Daring to be Beautiful: Robert Zakanitch at Nancy Hoffman
Robert Zakanitch: Hanging Gardens at Nancy Hoffman Gallery
May 9 to June 15, 2013
520 West 27th Street, between 10th and 11th avenues
New York City, 212-966-6676
“Glorious” was a word heard frequently at Robert Zakanitch’s opening in response to his unexpectedly large (eight by five feet) gouaches on paper hangings that suit his imagery so magnificently: great expanses of often small budding blossoms, curtains of pale wisterias in full bloom, bittersweet, and glowing dandelion puffs–or maybe fireflies, willfully indeterminate in bursts of light. If Beauty (with an upper case `B’) has gone out of style, no one told this artist, a longtime proponent of such traditionally and immediately appealing subjects — lace, jewels, cherubs, sunset landscapes, and now gardens — bypassed, if not scoffed at, in recent decades. But John DeFazio, in a fine catalogue essay, actually thanks Zakanitch for “daring” to be gentle, sweet, and pretty. Perhaps we’ve come around to understanding that beauty is no longer déclassé.

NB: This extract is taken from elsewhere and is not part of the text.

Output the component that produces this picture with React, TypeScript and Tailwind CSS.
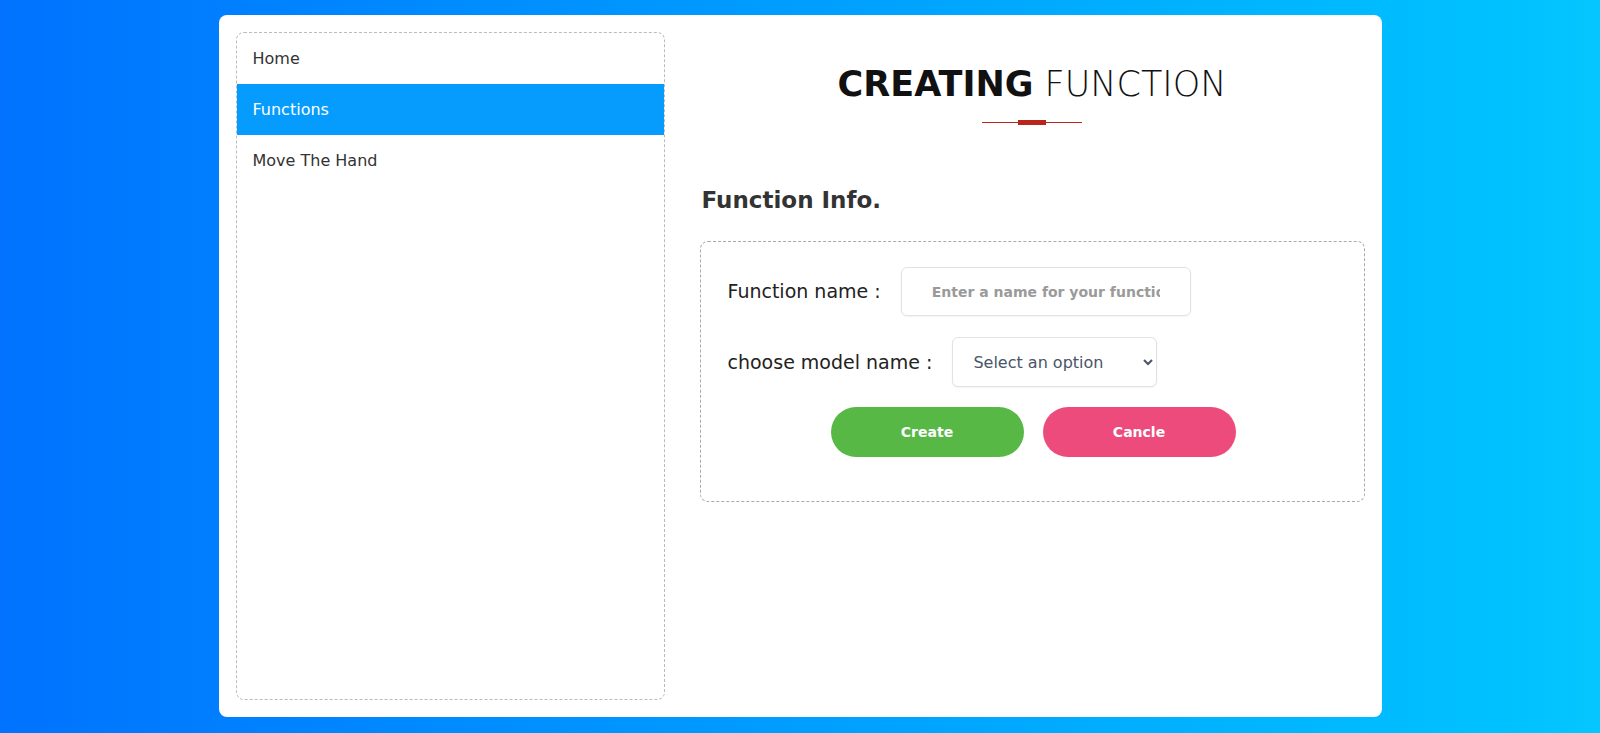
export default function App() {
  const menu = ["Home", "Functions", "Move The Hand"];
  const active = "Functions";

  return (
    <div
      className="min-h-screen w-full bg-gradient-to-r from-[#0072ff] to-[#06c6ff] flex justify-center pt-[15px]"
      style={{ fontFamily: "'DejaVu Sans', 'Noto Sans', sans-serif" }}
    >
      <div className="w-[1163px] h-[702px] bg-white rounded-lg p-[17px] flex">
        {/* Sidebar */}
        <aside className="w-[429px] h-full border border-dashed border-[#bbbbbb] rounded-lg overflow-hidden">
          {menu.map((item) => (
            <div
              key={item}
              className={`h-[51px] flex items-center pl-4 text-[16px] ${
                item === active ? "bg-[#069cfd] text-white" : "text-[#333333]"
              }`}
            >
              {item}
            </div>
          ))}
        </aside>

        {/* Content */}
        <section className="flex-1 ml-[35px] flex flex-col">
          <h1 className="text-center text-[35px] leading-[42px] mt-[31px] text-[#111111]">
            <span className="font-semibold">CREATING</span>{" "}
            <span className="font-light">FUNCTION</span>
          </h1>
          <div className="flex justify-center items-center mt-[15px]">
            <div className="w-[36px] h-px bg-[#b8261c]" />
            <div className="w-[28px] h-[5px] bg-[#b8261c]" />
            <div className="w-[36px] h-px bg-[#b8261c]" />
          </div>

          <h2 className="mt-[61px] pl-[2px] text-[23px] font-bold text-[#333333] leading-[28px]">
            Function Info.
          </h2>

          <div className="mt-[27px] border border-dashed border-[#aaaaaa] rounded-lg pl-[27px] pr-[25px] pt-[25px] pb-[44px]">
            <div className="flex items-center gap-5">
              <label className="text-[19px] text-[#222222]">Function name :</label>
              <input
                type="text"
                placeholder="Enter a name for your function"
                className="w-[290px] h-[49px] border border-[#e2e2e2] rounded-md pl-[30px] pr-[30px] text-[14px] font-bold placeholder:text-[#9a9a9a] outline-none shadow-[0_1px_2px_rgba(0,0,0,0.05)]"
              />
            </div>
            <div className="flex items-center gap-5 mt-[21px]">
              <label className="text-[19px] text-[#222222]">choose model name :</label>
              <select
                defaultValue=""
                className="w-[205px] h-[50px] border border-[#e2e2e2] rounded-md pl-4 pr-2 text-[16px] text-[#4a5568] bg-white outline-none shadow-[0_1px_2px_rgba(0,0,0,0.05)]"
              >
                <option value="">Select an option</option>
              </select>
            </div>
            <div className="flex justify-center gap-[19px] mt-[20px]">
              <button className="w-[193px] h-[50px] rounded-full bg-[#57b846] text-white text-[14px] font-bold">
                Create
              </button>
              <button className="w-[193px] h-[50px] rounded-full bg-[#ec4b7c] text-white text-[14px] font-bold">
                Cancle
              </button>
            </div>
          </div>
        </section>
      </div>
    </div>
  );
}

The series, named after the Hanging Gardens of Babylon, wonder of the Ancient World, exudes a mythic quality in the evocative and irreal proliferation of plants removed from materiality by his blanched colors, flattening of form, and wonderfully rhythmic and decorative flowery festoons. The delicacy of his petalled plants answer to the matte, chalky colors that serve them. Their fragility is enhanced by the painting technique and the medium itself, with luminosity glanced in the interstices among the abundant blooms. While entirely authentic and superbly observed, not for a moment are these florid items realistic.
Robert Zakanitch, Hanging Gardens Series (Wisteria II), 2011-12. Gouache and colored pencil on paper, 96 x 60 inches. Courtesy of Nancy Hoffman Gallery
These exhilarating compositions are often topped by decorative grids or by ornamental arabesques of bordering trellises, with the lower portions left contrastingly unfinished. Drips of paint accentuate the lusciousness of these images. Though the artist is in absolute command of his medium, there is an insistent lack of pretentiousness, most obvious, perhaps, in the almost offhand, contour-lined lattices or the occasional bit of writing, as in his simple, slanting signature. That the viewer is allowed to see the transformation as strokes and dribbles of paint metamorphose into ravishing flora imagery seems like one more gift from this generous artist.
The overall rhythmic patterns of the lush carpets of flowers give way to enormous variety when further examined. Buds are at different stages of opening, their sizes and tonalities varying. Some petals are flush with pale pinks or lilacs while others are awash with transparency. One flower droops or is somewhat turned, clusters are more or less tight. Zakanitch was one of the founders of Pattern and Decoration in the 1970s which accounts perhaps for the importance of repeated flat design to his work. But P&D is a reductive and therefore not very astute term in relation to Zakanitch, failing to take into account just how painterly his surfaces are, and never simply homogenized. The tender, sometimes impish wit presented in his variations recall Dutch seventeenth-century still life painting: careful looking is rewarded by the discovery that the cascades of flowers are very much alive, abuzz with small insects, tiny lady bugs among them. Meanwhile there may be a silhouetted misty bird hovering nearby. The work holds attention and is sumptuously satisfying at differing viewing distances. This is true, as well, of the small gouaches also included in the show that yield their own extravagant pleasure. Happily, the commendable exhibition catalogue acknowledges the importance of seeing works both as a whole and in detail by reproducing close-ups at several different degrees.
Robert Zakanitch, without pretentiousness or folderol, truly goes to bat for beauty.